Although carpet beetles are natural pollinators and enjoy their time in your garden, they won’t say no to free food and shelter in your house. They’d love to find a place to breed without dealing with outdoor predators and cold weather.

If you’re unsure whether they’ve entered your home, here are some tell-tale signs:

  • Skin shedding around the house from molting larvae turning into adults
  • Holes in your carpet, curtain, or leather upholstery
  • Black and brown, dry, and tiny poop pellets
  • Book covers and paper with eaten-off bits

These signs are, for the most part, located in small areas, rather than in multiple rooms.

How Do Carpet Beetles Find Their Way into Your Home?

These little bugs can find multiple entry points to your home. For instance, they may be hidden in some new plants you bought. In other cases, they could be taking a route through your clothes or even in your pet’s fur.

Generally, they can enter your home through your vents, windows, electric outlets, or plumb entryways. The little buggers can even Santa their way through your chimney.

Where to Spot Carpet Beetles in Your Home?

It may be relatively easy to spot these little critters in your home. All you have to do is follow the trail of damage. It could be your holed carpet, curtain, furniture upholstery, or clothes.
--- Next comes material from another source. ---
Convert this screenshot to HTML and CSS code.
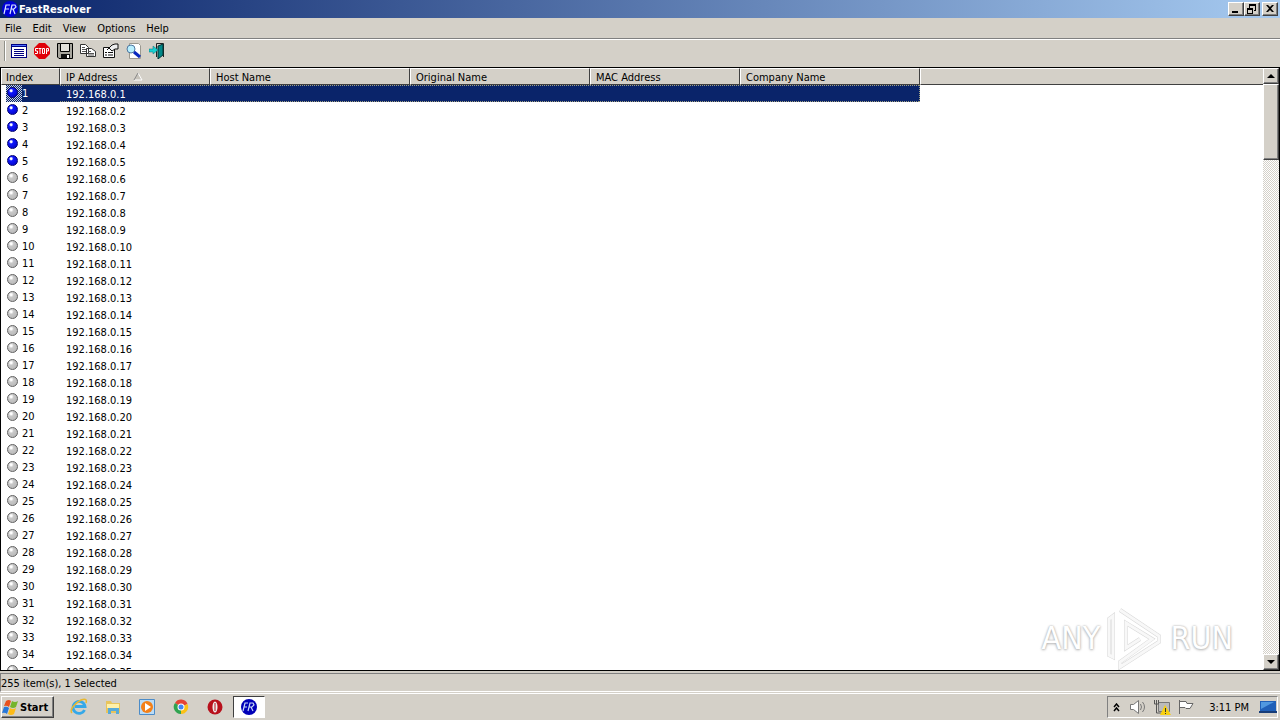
FILE: index.html
```html
<!DOCTYPE html>
<html lang="en">
<head>
<meta charset="utf-8">
<title>FastResolver</title>
<link rel="stylesheet" href="styles.css">
</head>
<body>
<main class="window">
  <header class="titlebar">
    <svg class="icon16" viewBox="0 0 16 16"><circle cx="8" cy="8" r="8" fill="#0000d8"/><path d="M2 13L4 4H8M3 8H7M8 13L10 4H13L14 6L12 8H9M11 8L13 13" fill="none" stroke="#dce6ff" stroke-width="1.2"/></svg>
    <h1 class="title">FastResolver</h1>
    <div class="window-buttons">
      <button class="raised caption" aria-label="Minimize"><svg viewBox="0 0 12 10"><path d="M2 7h6v2H2z"/></svg></button>
      <button class="raised caption" aria-label="Restore"><svg viewBox="0 0 12 10"><path d="M3 0h7v7H8V6h1V2H4v2H3zM1 4h6v6H1zM2 6v3h4V6z" fill-rule="evenodd"/></svg></button>
      <button class="raised caption close" aria-label="Close"><svg viewBox="0 0 12 10"><path d="M2 1h2l2 2 2-2h2L7 4.500 10 8H8L6 6 4 8H2l3-3.500z"/></svg></button>
    </div>
  </header>
  <nav class="menubar">
    <button>File</button><button>Edit</button><button>View</button><button>Options</button><button>Help</button>
  </nav>
  <div class="toolbar">
    <span class="grip"></span>
    <button aria-label="Resolve"><svg class="icon16" viewBox="0 0 16 16"><path d="M0 1h16v14H0z" fill="#000080"/><path d="M1 4h14v10H1z" fill="#fff"/><path d="M1 2h14v1H1z" fill="#5070ff"/><path d="M3 6.500h10M3 8.500h10M3 10.500h10M3 12.500h10" stroke="#000080"/></svg></button>
    <button aria-label="Stop"><svg class="icon16" viewBox="0 0 16 16"><path d="M5 0h6l5 5v6l-5 5H5l-5-5V5z" fill="#e00008"/><path d="M4 5.500H1.500v2.500H3.500v2.500H1M4.500 5.500h3M6 5.500V11M8.500 5.500h2v5h-2zM12.500 11V5.500h2V8h-2" fill="none" stroke="#fff"/></svg></button>
    <button aria-label="Save"><svg class="icon16" viewBox="0 0 16 16"><path d="M.5.500h15v15H2L.5 14z" fill="#a8a69e" stroke="#000"/><path d="M3.500.500h9v8h-9z" fill="#e4e2dc" stroke="#000"/><path d="M4 11h9v4H4z" fill="#111"/><path d="M10 12h2v3h-2z" fill="#fff"/></svg></button>
    <button aria-label="Copy"><svg class="icon16" viewBox="0 0 16 16"><path d="M.5 1.500h5l3 3v6h-8zM6.500 5.500h5l4 3v5h-9z" fill="#fff" stroke="#333"/><path d="M2 4.500h3M2 6.500h4M2 8.500h4M8 8.500h3M8 10.500h6M8 12h6" fill="none" stroke="#555"/></svg></button>
    <button aria-label="Properties"><svg class="icon16" viewBox="0 0 16 16"><path d="M.5 4.500h11v10H.5z" fill="#fff" stroke="#111"/><path d="M2 9.500h2M5 9.500h5M2 12h2M5 12h5" stroke="#111"/><path d="M4 7l5-5 3-1h3v5h-3L9 8 6 5" fill="#eee" stroke="#111"/></svg></button>
    <button aria-label="Find"><svg class="icon16" viewBox="0 0 16 16"><path d="M3.500.500h9l2 2v13h-11z" fill="#fff" stroke="#9a9890"/><circle cx="5" cy="6" r="4" fill="#b8efff" stroke="#5078a0"/><path d="M8 9l6 5" stroke="#0828c0" stroke-width="3"/></svg></button>
    <button aria-label="Exit"><svg class="icon16" viewBox="0 0 16 16"><path d="M7.500 14V.500h7V14" fill="#d4d0c8" stroke="#222"/><path d="M9 3l5-2v11l-5 4z" fill="#008888" stroke="#033"/><path d="M0 6h4V3l5 4-5 4V9H0z" fill="#18d0d0" stroke="#087078" stroke-width=".5"/></svg></button>
  </div>
  <section class="list">
    <div class="list-view">
      <table>
        <colgroup><col class="w59"><col class="w150"><col class="w200"><col class="w180"><col class="w150"><col class="w180"><col></colgroup>
        <thead><tr><th>Index</th><th>IP Address <svg class="sort" viewBox="0 0 10 8"><path d="M1 7L5 0l4 7z" fill="#c8c4bc"/><path d="M5 0l4 7H1" fill="none" stroke="#fff"/><path d="M1 7L5 0" stroke="#888"/></svg></th><th>Host Name</th><th>Original Name</th><th>MAC Address</th><th>Company Name</th><th></th></tr></thead>
        <tbody id="rows"></tbody>
      </table>
    </div>
    <div class="scrollbar">
      <button class="raised arrow" aria-label="Scroll up"><svg viewBox="0 0 8 4"><path d="M0 4l4-4 4 4z"/></svg></button>
      <div class="raised thumb"></div>
      <div class="track"></div>
      <button class="raised arrow" aria-label="Scroll down"><svg viewBox="0 0 8 4"><path d="M0 0h8L4 4z"/></svg></button>
    </div>
    <div class="watermark">
      <span>ANY</span>
      <svg viewBox="0 0 58 64"><path d="M7 51V10l-4 3v36zM14 4l39 26v6L14 61v-5l32-23L20 17v25l14-9" fill="none" stroke="#d8d8d8" stroke-width="4"/><path d="M7 51V10l-4 3v36zM14 4l39 26v6L14 61v-5l32-23L20 17v25l14-9" fill="none" stroke="#f8f8f8" stroke-width="3"/></svg>
      <span>RUN</span>
    </div>
  </section>
  <footer class="status"><span>255 item(s), 1 Selected</span></footer>
</main>
<nav class="taskbar">
  <button class="raised start"><svg class="icon18" viewBox="0 0 18 18"><path d="M4 3q3-2 5 0L7 9Q5 7 2 8z" fill="#e8501c"/><path d="M10 3q3 2 6 0l-2 6q-3 2-6 0z" fill="#75b52c"/><path d="M2 9q3-1 5 1l-2 6q-2-2-5-1z" fill="#2878d8"/><path d="M8 10q3 2 6 0l-2 6q-3 2-6 0z" fill="#fdbb18"/></svg>Start</button>
  <div class="quick">
    <button aria-label="Internet Explorer"><svg class="icon18" viewBox="0 0 18 18"><path d="M14.500 12A6 6 0 1 1 15 8.500H5" fill="none" stroke="#35a8e8" stroke-width="2.800"/><path d="M2 15C-1 12 5 5 11 2c5-2 6 0 5 3" fill="none" stroke="#e8b830" stroke-width="1.500"/></svg></button>
    <button aria-label="Explorer"><svg class="icon18" viewBox="0 0 18 18"><path d="M2 3h5l1 2h8v10H2z" fill="#e8c45c"/><path d="M3 6h12v4H3z" fill="#fff0a8"/><path d="M4 16v-6h11v6h-3v-3H7v3z" fill="#58aad8"/></svg></button>
    <button aria-label="Media Player"><svg class="icon18" viewBox="0 0 18 18"><path d="M1.500 1.500h15v15h-15z" fill="#bbdcf6" stroke="#4c8cc8"/><circle cx="9" cy="9" r="6" fill="#f48018"/><path d="M7 5l6 4-6 4z" fill="#fff"/></svg></button>
    <button aria-label="Chrome"><svg class="icon18" viewBox="0 0 18 18"><path d="M9 9L3 5a7 7 0 0 1 12.500 1z" fill="#e54335"/><path d="M9 9l6.500-3A7 7 0 0 1 9 16z" fill="#fbc116"/><path d="M9 9v7A7 7 0 0 1 3 5z" fill="#30a350"/><circle cx="9" cy="9" r="3.500" fill="#fff"/><circle cx="9" cy="9" r="2.500" fill="#4285f4"/></svg></button>
    <button aria-label="Opera"><svg class="icon18" viewBox="0 0 18 18"><circle cx="9" cy="9" r="7.500" fill="#b8101c"/><ellipse cx="9" cy="9" rx="2.500" ry="5.500" fill="#eee"/><path d="M9 5v8" stroke="#b8101c"/></svg></button>
  </div>
  <button class="task" aria-label="FastResolver"><svg class="icon18" viewBox="0 0 18 18"><circle cx="9" cy="9" r="8" fill="#0000b8"/><path d="M3 13L5 5H8M4 9H7M8 13L10 5H13L14 7L12 9H9M11 9L13 13" fill="none" stroke="#c8d8f8" stroke-width="1.200"/></svg></button>
  <div class="tray">
    <svg class="chevrons" viewBox="0 0 7 9"><path d="M1 4l2.500-3L6 4M1 8l2.500-3L6 8" fill="none" stroke="#000" stroke-width="1.500"/></svg>
    <svg class="icon18" viewBox="0 0 18 18"><path d="M1.500 6.500h3l5-4v13l-5-4h-3z" fill="#fff" stroke="#777"/><path d="M11.500 6q2 3 0 6M13.500 4q4 5 0 10" fill="none" stroke="#777"/></svg>
    <svg class="icon18 network" viewBox="0 0 18 18"><path d="M5.500 4.500h11v9h-11z" fill="#bbb" stroke="#777"/><path d="M1.500 2v4h4V2M3.500 2v4M3.500 6v9h5" fill="none" stroke="#555"/><path d="M12 7l6 10H7z" fill="#f8d010"/><path d="M12.500 10v4M12.500 15v1" stroke="#333"/></svg>
    <svg class="icon18 flag" viewBox="0 0 18 18"><path d="M2.500 2v14M3 3.500h6l1 2h6l-3 5H9l-1-1H3" fill="#fff" stroke="#666"/></svg>
    <time>3:11 PM</time>
    <svg class="icon18" viewBox="0 0 18 18"><path d="M1 3h16v10H1z" fill="#2060b8"/><path d="M2 4h13L2 11z" fill="#5098e0"/><path d="M0 13h18v2H0z" fill="#163c78"/></svg>
  </div>
</nav>
<script src="rows.js"></script>
</body>
</html>
```

FILE: styles.css
```css
* { box-sizing: border-box; }
body {
  margin: 0;
  height: 100vh;
  display: flex;
  flex-direction: column;
  overflow: hidden;
  background: #d4d0c8;
  color: #000;
  font: 11px/13px "DejaVu Sans Condensed", "DejaVu Sans", sans-serif;
}
button { border: 0; padding: 0; margin: 0; background: none; color: inherit; font: inherit; }
svg { display: block; flex: none; }
.icon16 { width: 16px; height: 16px; }
.icon18 { width: 18px; height: 18px; }
.raised {
  background: #d4d0c8;
  border: 1px solid;
  border-color: #fff #404040 #404040 #fff;
  box-shadow: inset -1px -1px #808080;
}
.window { flex: 1; min-height: 0; display: flex; flex-direction: column; }
.titlebar {
  height: 18px;
  flex: none;
  display: flex;
  align-items: center;
  padding: 0 2px;
  gap: 1px;
  background: linear-gradient(90deg, #0a246a, #a6caf0);
  color: #fff;
}
.title { margin: 0; flex: 1; font-size: 11px; font-weight: bold; }
.window-buttons { display: flex; }
.caption { width: 16px; height: 14px; display: flex; align-items: center; justify-content: center; }
.caption svg { width: 12px; height: 10px; }
.close { margin-left: 2px; }
.menubar {
  height: 21px;
  flex: none;
  display: flex;
  align-items: center;
  gap: 11px;
  padding: 0 5px;
  border-bottom: 1px solid #808080;
}
.toolbar {
  height: 28px;
  flex: none;
  display: flex;
  align-items: center;
  gap: 7px;
  padding: 0 4px 5px;
  border-top: 1px solid #fff;
}
.grip { width: 1px; height: 20px; background: #909088; box-shadow: 1px 0 #fff; margin-right: -1px; }
.list {
  flex: 1;
  min-height: 0;
  display: flex;
  position: relative;
  border: 1px solid #000;
  background: #fff;
}
.list-view { flex: 1; min-width: 0; overflow: hidden; }
table { width: 100%; table-layout: fixed; border-collapse: separate; border-spacing: 0; }
.w59 { width: 59px; }
.w150 { width: 150px; }
.w180 { width: 180px; }
.w200 { width: 200px; }
th {
  height: 17px;
  padding: 1px 5px 0;
  text-align: left;
  font-weight: normal;
  white-space: nowrap;
  background: #d4d0c8;
  border: 1px solid;
  border-color: #fff #404040 #404040 #fff;
  line-height: 13px;
}
th:first-child { padding-left: 4px; }
th:last-child { border-right: 0; }
.sort { display: inline-block; width: 10px; height: 8px; margin-left: 12px; }
td { height: 17px; padding: 1px 6px; line-height: 15px; white-space: nowrap; vertical-align: top; }
td:not(:first-child) { padding-top: 2px; padding-bottom: 0; }
.item { display: flex; align-items: center; gap: 4px; }
.ball {
  width: 11px;
  height: 11px;
  margin-bottom: 2px;
  border: 1px solid #606060;
  border-radius: 50%;
  background: radial-gradient(circle at 35% 30%, #fff 10%, #c8c8c8 30%, #b4b4b4);
}
.ball.blue { border-color: #000070; background: radial-gradient(circle at 35% 30%, #fff 10%, #1018ff 25%, #0000b8); }
.selected td { color: #fff; background: #0a246a; }
.selected td:not(:last-child) { background-image: repeating-linear-gradient(90deg, #a0a080 0 1px, transparent 1px 2px), repeating-linear-gradient(90deg, #a0a080 0 1px, transparent 1px 2px); background-size: 100% 1px; background-position: top, bottom; background-repeat: no-repeat; }
.selected td:first-child { background: linear-gradient(90deg, #fff 5px, transparent 5px 21px, #0a246a 21px), repeating-conic-gradient(#0a246a 0 25%, #c8d0e0 0 50%) 0 0 / 2px 2px; background-size: auto, 2px 2px; background-repeat: repeat; background-position: 0 0; }
.selected td:nth-child(6) { border-right: 1px dotted #a0a080; }
.selected td:last-child { background: none; }
.scrollbar { width: 16px; display: flex; flex-direction: column; flex: none; }
.arrow { height: 16px; flex: none; display: flex; align-items: center; justify-content: center; }
.arrow svg { width: 8px; height: 4px; }
.thumb { height: 76px; flex: none; }
.track { flex: 1; background: repeating-conic-gradient(#d4d0c8 0 25%, #fff 0 50%) 0 0 / 2px 2px; }
.watermark {
  position: absolute;
  right: 46px;
  bottom: 0;
  display: flex;
  align-items: center;
  gap: 6px;
  color: #fff;
  font: 32px/60px "DejaVu Sans Condensed", "DejaVu Sans", sans-serif;
  text-shadow: 0 0 2px #aaa, 0 1px 3px #bbb;
}
.watermark svg { width: 58px; height: 64px; }
.status { height: 22px; flex: none; padding-top: 2px; }
.status span {
  display: block;
  height: 19px;
  padding: 3px 0 0;
  border-top: 1px solid #808080;
  border-left: 1px solid #808080;
  border-bottom: 1px solid #fff;
}
.taskbar {
  height: 27px;
  flex: none;
  display: flex;
  align-items: center;
  padding: 0 2px 0 1px;
  border-top: 1px solid #fff;
}
.start {
  width: 53px;
  height: 22px;
  display: flex;
  align-items: center;
  font-weight: bold;
}
.quick { display: flex; gap: 16px; margin-left: 16px; }
.task {
  width: 32px;
  height: 22px;
  margin-left: 9px;
  display: flex;
  align-items: center;
  justify-content: center;
  background: #fff;
  border: 1px solid;
  border-color: #404040 #fff #fff #404040;
}
.tray {
  height: 22px;
  margin-left: auto;
  display: flex;
  align-items: center;
  padding: 0 0 0 5px;
  border: 1px solid;
  border-color: #808080 #fff #fff #808080;
}
.chevrons { width: 7px; height: 9px; margin-right: 9px; }
.network, .flag { margin-left: 6px; }
time { margin: 0 10px 0 14px; }
```

FILE: rows.js
```js
const rows = document.getElementById('rows');
for (let i = 1; i <= 35; i++) {
  const row = document.createElement('tr');
  if (i === 1) row.className = 'selected';
  const color = i <= 5 ? 'ball blue' : 'ball';
  row.innerHTML = `<td><div class="item"><span class="${color}"></span>${i}</div></td><td>192.168.0.${i}</td><td></td><td></td><td></td><td></td><td></td>`;
  rows.append(row);
}
```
They mostly prefer natural fibers.

Other than that, they can feast on any leftover meals left around the house. You could even find them munching on your potpourri or collection of dried flowers. They could even be taking bites out of your pet’s food.

How to Get Rid of Carpet Beetles?

After figuring out the signs and how you can identify carpet beetles, you’re now ready to get rid of the pesky bugs. Here’s a comprehensive step-by-step guide to help you eradicate the carpet beetle population living in your home.

Step 1: Find their Hiding Spots

To begin, you’ll want to find where the carpet beetles are most active. You just need to look for areas with holed-up fiber. They could be in your closet, carpet, or curtains. Make sure to also take a look at your furniture and signs of their presence such as small pellets.

Step 2: Use Your Vacuum

After you found their hiding spot, it’s time to bust out the vacuum. You’ll want to vacuum all around the area and all over your house. That includes all the nooks and crannies in your furniture as well. Be sure to use an appropriate vacuum nozzle to suck out hard-to-reach spots.

Step 3: Release the Chemicals

The best chemical to use on carpet beetles or any insect infestation for that matter is boric acid. You can generously dust it all over your carpet and affected areas for about two to three hours before vacuuming it. It should get rid of all the beetles, plus their larvae and eggs. If you have kids or pets, try to keep them away from the boric acid treatment to prevent any harm.

Step 4: Dispose of Infested Pieces

If your carpet beetle has already gotten to it, then it has probably left some eggs on your clothes. In which case, you’ll need to throw all infested clothes out to avoid another infestation from the hatching eggs.

Step 5: Disinfect All Eaten Items

Any cloth and washable material your carpet beetle has eaten from needs to be thoroughly washed and disinfected. You can use a hot water and soap solution or use a washing machine at the hottest temperature level. For carpets, you can opt for a steam cleaner and shampoo to ensure a carpet beetle-free zone.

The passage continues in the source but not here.